**Supplied information**
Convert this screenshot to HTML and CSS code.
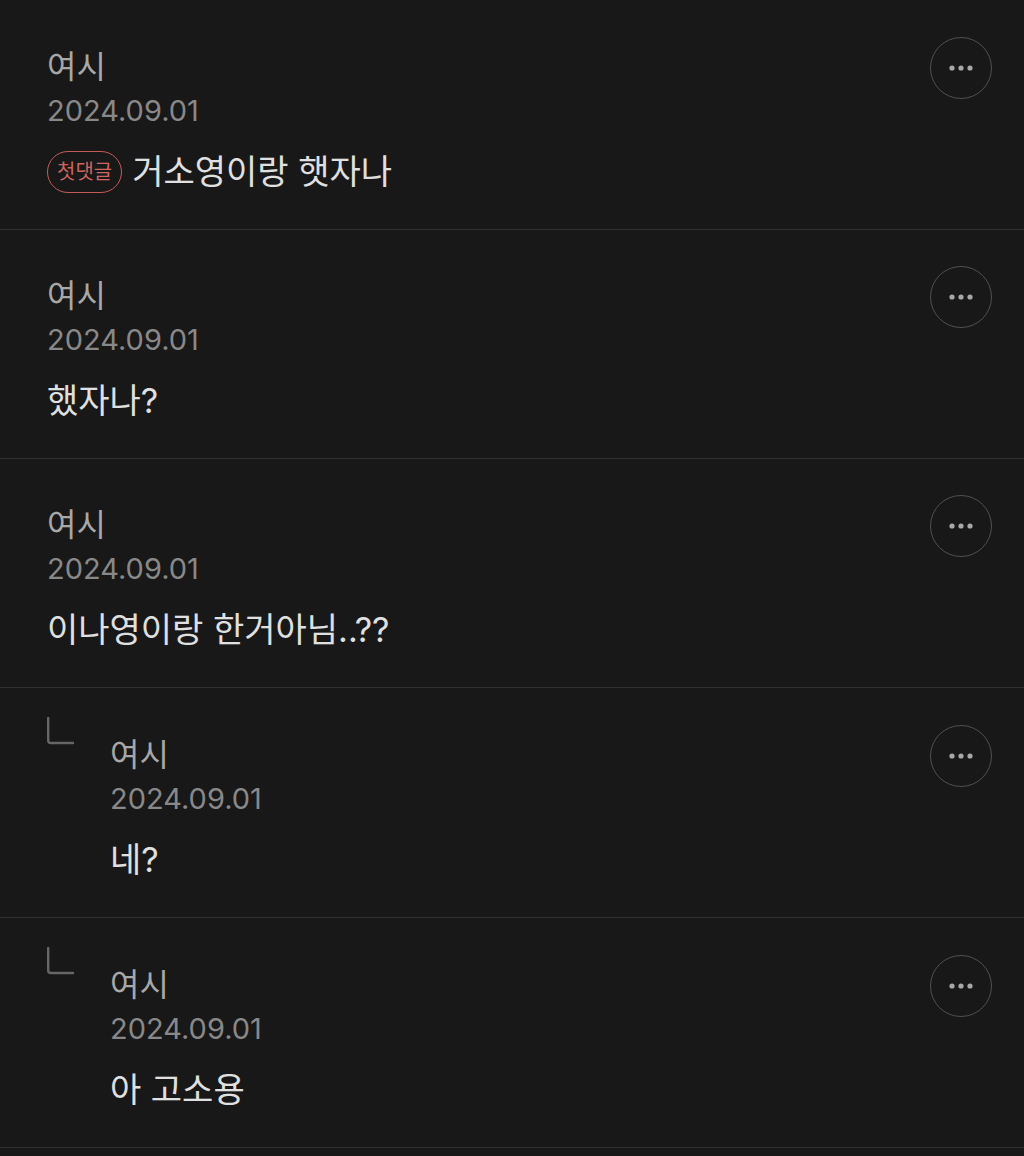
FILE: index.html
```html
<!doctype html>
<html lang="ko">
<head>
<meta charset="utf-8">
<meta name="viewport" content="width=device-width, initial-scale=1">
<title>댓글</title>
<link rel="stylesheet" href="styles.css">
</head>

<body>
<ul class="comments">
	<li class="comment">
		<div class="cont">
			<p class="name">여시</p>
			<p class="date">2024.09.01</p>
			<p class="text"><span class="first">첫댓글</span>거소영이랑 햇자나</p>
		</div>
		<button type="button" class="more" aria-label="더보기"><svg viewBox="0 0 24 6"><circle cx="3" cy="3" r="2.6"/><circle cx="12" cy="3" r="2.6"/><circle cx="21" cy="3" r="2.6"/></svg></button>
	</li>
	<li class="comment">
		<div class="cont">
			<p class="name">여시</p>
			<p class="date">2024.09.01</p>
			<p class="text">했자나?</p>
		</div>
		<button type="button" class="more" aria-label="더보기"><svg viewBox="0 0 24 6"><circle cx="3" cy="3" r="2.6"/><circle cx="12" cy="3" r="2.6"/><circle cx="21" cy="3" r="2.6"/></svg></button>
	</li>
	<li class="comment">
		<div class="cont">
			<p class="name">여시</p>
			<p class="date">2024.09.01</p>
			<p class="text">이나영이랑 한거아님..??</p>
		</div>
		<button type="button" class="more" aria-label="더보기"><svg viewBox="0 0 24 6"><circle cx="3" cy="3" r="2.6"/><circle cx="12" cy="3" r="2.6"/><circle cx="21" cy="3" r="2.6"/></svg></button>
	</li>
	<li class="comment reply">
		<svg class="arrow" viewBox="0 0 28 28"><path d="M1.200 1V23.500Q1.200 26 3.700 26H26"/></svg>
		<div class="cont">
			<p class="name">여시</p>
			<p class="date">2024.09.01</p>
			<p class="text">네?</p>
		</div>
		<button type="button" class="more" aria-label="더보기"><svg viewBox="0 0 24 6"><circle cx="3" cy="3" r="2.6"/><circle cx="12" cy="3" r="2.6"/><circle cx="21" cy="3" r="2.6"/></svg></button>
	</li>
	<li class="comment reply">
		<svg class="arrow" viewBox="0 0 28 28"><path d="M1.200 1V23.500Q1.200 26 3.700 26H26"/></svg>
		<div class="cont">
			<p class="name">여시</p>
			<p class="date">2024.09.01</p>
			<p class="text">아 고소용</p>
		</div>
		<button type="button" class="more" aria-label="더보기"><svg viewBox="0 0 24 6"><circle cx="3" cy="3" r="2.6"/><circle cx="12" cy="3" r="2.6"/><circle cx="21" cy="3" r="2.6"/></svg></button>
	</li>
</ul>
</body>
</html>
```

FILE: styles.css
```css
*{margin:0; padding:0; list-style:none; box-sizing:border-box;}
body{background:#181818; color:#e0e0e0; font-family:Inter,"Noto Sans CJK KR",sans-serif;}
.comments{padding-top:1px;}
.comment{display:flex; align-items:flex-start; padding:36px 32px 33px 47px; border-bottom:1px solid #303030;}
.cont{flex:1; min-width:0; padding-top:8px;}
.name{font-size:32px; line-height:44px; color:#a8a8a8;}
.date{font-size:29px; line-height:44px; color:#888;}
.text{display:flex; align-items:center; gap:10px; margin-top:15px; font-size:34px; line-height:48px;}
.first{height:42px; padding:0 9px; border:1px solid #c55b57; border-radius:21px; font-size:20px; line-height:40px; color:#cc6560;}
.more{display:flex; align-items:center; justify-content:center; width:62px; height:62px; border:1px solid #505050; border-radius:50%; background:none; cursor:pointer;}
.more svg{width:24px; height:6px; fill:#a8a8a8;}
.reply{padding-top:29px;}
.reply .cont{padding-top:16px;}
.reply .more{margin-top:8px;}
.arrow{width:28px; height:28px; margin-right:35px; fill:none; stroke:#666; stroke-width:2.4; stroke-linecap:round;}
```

**Stated task**
Quote the preceding listing precisely and completely, omitting its images.

**Reply to the task**
Convert this screenshot to HTML and CSS code.
FILE: index.html
```html
<!doctype html>
<html lang="ko">
<head>
<meta charset="utf-8">
<meta name="viewport" content="width=device-width, initial-scale=1">
<title>댓글</title>
<link rel="stylesheet" href="styles.css">
</head>

<body>
<ul class="comments">
	<li class="comment">
		<div class="cont">
			<p class="name">여시</p>
			<p class="date">2024.09.01</p>
			<p class="text"><span class="first">첫댓글</span>거소영이랑 햇자나</p>
		</div>
		<button type="button" class="more" aria-label="더보기"><svg viewBox="0 0 24 6"><circle cx="3" cy="3" r="2.6"/><circle cx="12" cy="3" r="2.6"/><circle cx="21" cy="3" r="2.6"/></svg></button>
	</li>
	<li class="comment">
		<div class="cont">
			<p class="name">여시</p>
			<p class="date">2024.09.01</p>
			<p class="text">했자나?</p>
		</div>
		<button type="button" class="more" aria-label="더보기"><svg viewBox="0 0 24 6"><circle cx="3" cy="3" r="2.6"/><circle cx="12" cy="3" r="2.6"/><circle cx="21" cy="3" r="2.6"/></svg></button>
	</li>
	<li class="comment">
		<div class="cont">
			<p class="name">여시</p>
			<p class="date">2024.09.01</p>
			<p class="text">이나영이랑 한거아님..??</p>
		</div>
		<button type="button" class="more" aria-label="더보기"><svg viewBox="0 0 24 6"><circle cx="3" cy="3" r="2.6"/><circle cx="12" cy="3" r="2.6"/><circle cx="21" cy="3" r="2.6"/></svg></button>
	</li>
	<li class="comment reply">
		<svg class="arrow" viewBox="0 0 28 28"><path d="M1.200 1V23.500Q1.200 26 3.700 26H26"/></svg>
		<div class="cont">
			<p class="name">여시</p>
			<p class="date">2024.09.01</p>
			<p class="text">네?</p>
		</div>
		<button type="button" class="more" aria-label="더보기"><svg viewBox="0 0 24 6"><circle cx="3" cy="3" r="2.6"/><circle cx="12" cy="3" r="2.6"/><circle cx="21" cy="3" r="2.6"/></svg></button>
	</li>
	<li class="comment reply">
		<svg class="arrow" viewBox="0 0 28 28"><path d="M1.200 1V23.500Q1.200 26 3.700 26H26"/></svg>
		<div class="cont">
			<p class="name">여시</p>
			<p class="date">2024.09.01</p>
			<p class="text">아 고소용</p>
		</div>
		<button type="button" class="more" aria-label="더보기"><svg viewBox="0 0 24 6"><circle cx="3" cy="3" r="2.6"/><circle cx="12" cy="3" r="2.6"/><circle cx="21" cy="3" r="2.6"/></svg></button>
	</li>
</ul>
</body>
</html>
```

FILE: styles.css
```css
*{margin:0; padding:0; list-style:none; box-sizing:border-box;}
body{background:#181818; color:#e0e0e0; font-family:Inter,"Noto Sans CJK KR",sans-serif;}
.comments{padding-top:1px;}
.comment{display:flex; align-items:flex-start; padding:36px 32px 33px 47px; border-bottom:1px solid #303030;}
.cont{flex:1; min-width:0; padding-top:8px;}
.name{font-size:32px; line-height:44px; color:#a8a8a8;}
.date{font-size:29px; line-height:44px; color:#888;}
.text{display:flex; align-items:center; gap:10px; margin-top:15px; font-size:34px; line-height:48px;}
.first{height:42px; padding:0 9px; border:1px solid #c55b57; border-radius:21px; font-size:20px; line-height:40px; color:#cc6560;}
.more{display:flex; align-items:center; justify-content:center; width:62px; height:62px; border:1px solid #505050; border-radius:50%; background:none; cursor:pointer;}
.more svg{width:24px; height:6px; fill:#a8a8a8;}
.reply{padding-top:29px;}
.reply .cont{padding-top:16px;}
.reply .more{margin-top:8px;}
.arrow{width:28px; height:28px; margin-right:35px; fill:none; stroke:#666; stroke-width:2.4; stroke-linecap:round;}
```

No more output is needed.